▶ _Goal_
All of the data should be output character for character, except the pictures.

"""

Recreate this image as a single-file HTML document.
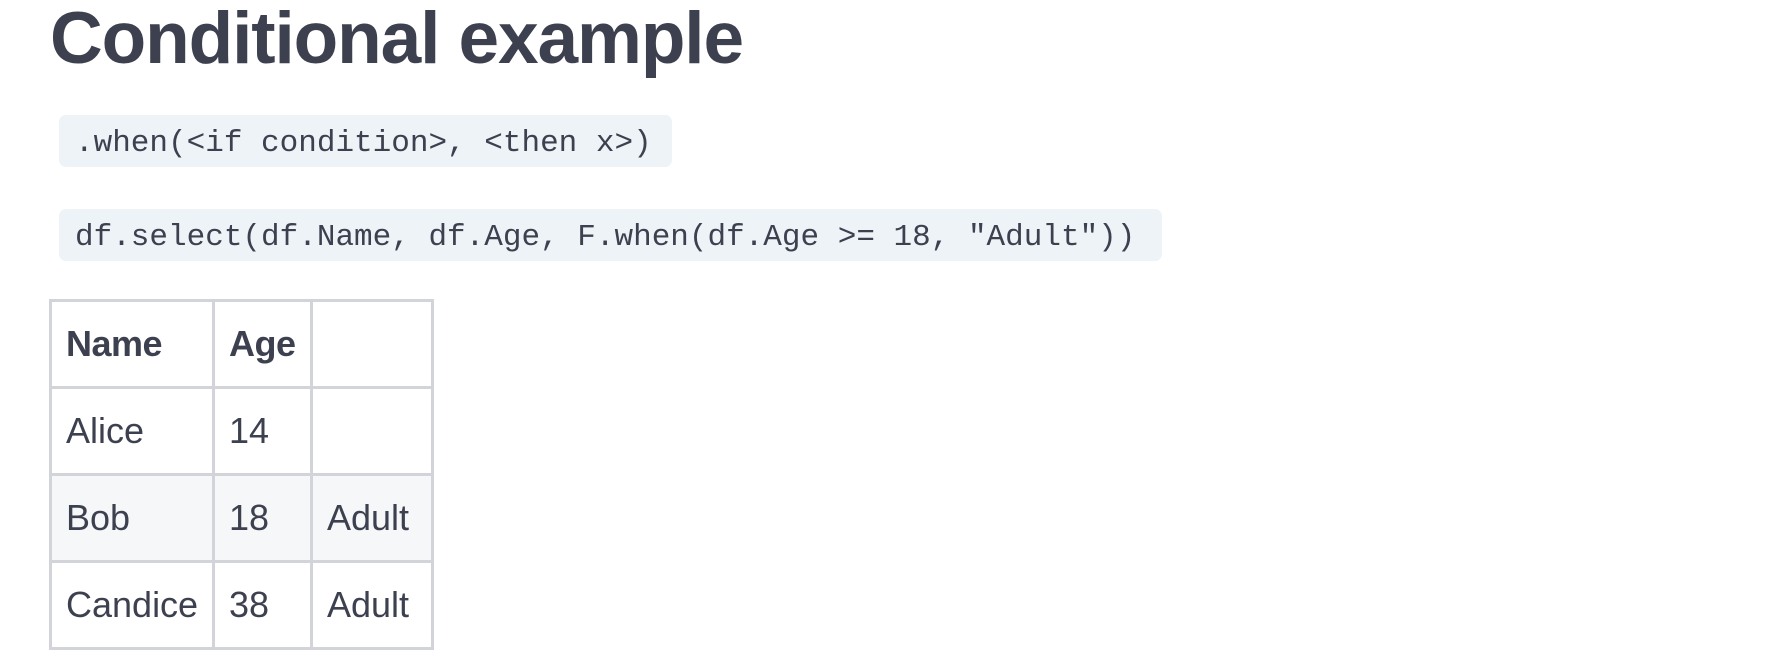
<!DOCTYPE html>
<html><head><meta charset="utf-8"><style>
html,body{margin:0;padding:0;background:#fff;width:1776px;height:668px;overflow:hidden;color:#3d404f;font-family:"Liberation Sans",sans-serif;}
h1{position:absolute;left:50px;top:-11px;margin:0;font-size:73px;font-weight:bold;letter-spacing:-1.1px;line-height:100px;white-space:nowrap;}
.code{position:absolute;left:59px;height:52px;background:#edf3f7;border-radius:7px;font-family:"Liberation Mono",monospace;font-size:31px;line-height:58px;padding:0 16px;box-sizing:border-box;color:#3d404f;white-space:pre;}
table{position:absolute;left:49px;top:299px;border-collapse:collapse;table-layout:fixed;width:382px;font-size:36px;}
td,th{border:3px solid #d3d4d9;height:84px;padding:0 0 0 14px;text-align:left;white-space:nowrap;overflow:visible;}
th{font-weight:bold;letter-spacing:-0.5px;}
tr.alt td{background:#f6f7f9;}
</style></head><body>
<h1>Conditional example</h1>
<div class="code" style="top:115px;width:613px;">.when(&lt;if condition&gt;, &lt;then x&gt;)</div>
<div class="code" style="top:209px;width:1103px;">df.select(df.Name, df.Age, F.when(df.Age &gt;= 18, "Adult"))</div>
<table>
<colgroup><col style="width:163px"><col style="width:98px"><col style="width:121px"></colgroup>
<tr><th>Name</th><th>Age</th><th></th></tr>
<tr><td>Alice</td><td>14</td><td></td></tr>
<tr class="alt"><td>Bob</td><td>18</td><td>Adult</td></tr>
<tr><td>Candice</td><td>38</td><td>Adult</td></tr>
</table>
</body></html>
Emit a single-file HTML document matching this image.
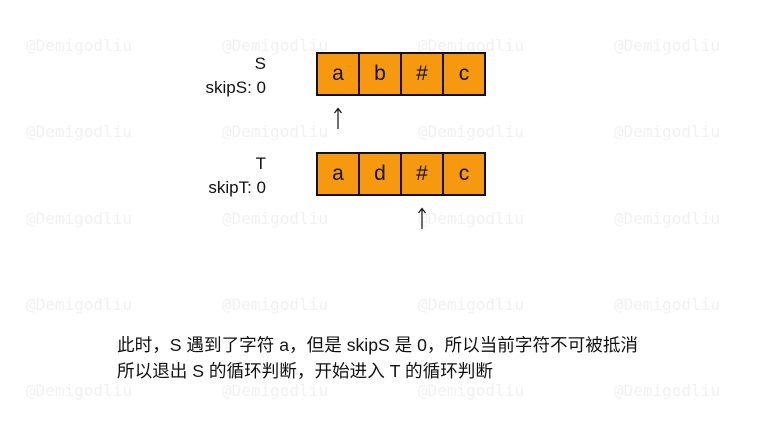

"""

▶ _Exercise output_
Recreate this image as a single-file HTML document.
<!DOCTYPE html>
<html><head><meta charset="utf-8"><style>
html,body{margin:0;padding:0;background:#fff;width:1776px;height:668px;overflow:hidden;color:#3d404f;font-family:"Liberation Sans",sans-serif;}
h1{position:absolute;left:50px;top:-11px;margin:0;font-size:73px;font-weight:bold;letter-spacing:-1.1px;line-height:100px;white-space:nowrap;}
.code{position:absolute;left:59px;height:52px;background:#edf3f7;border-radius:7px;font-family:"Liberation Mono",monospace;font-size:31px;line-height:58px;padding:0 16px;box-sizing:border-box;color:#3d404f;white-space:pre;}
table{position:absolute;left:49px;top:299px;border-collapse:collapse;table-layout:fixed;width:382px;font-size:36px;}
td,th{border:3px solid #d3d4d9;height:84px;padding:0 0 0 14px;text-align:left;white-space:nowrap;overflow:visible;}
th{font-weight:bold;letter-spacing:-0.5px;}
tr.alt td{background:#f6f7f9;}
</style></head><body>
<h1>Conditional example</h1>
<div class="code" style="top:115px;width:613px;">.when(&lt;if condition&gt;, &lt;then x&gt;)</div>
<div class="code" style="top:209px;width:1103px;">df.select(df.Name, df.Age, F.when(df.Age &gt;= 18, "Adult"))</div>
<table>
<colgroup><col style="width:163px"><col style="width:98px"><col style="width:121px"></colgroup>
<tr><th>Name</th><th>Age</th><th></th></tr>
<tr><td>Alice</td><td>14</td><td></td></tr>
<tr class="alt"><td>Bob</td><td>18</td><td>Adult</td></tr>
<tr><td>Candice</td><td>38</td><td>Adult</td></tr>
</table>
</body></html>
Emit a single-file HTML document matching this image.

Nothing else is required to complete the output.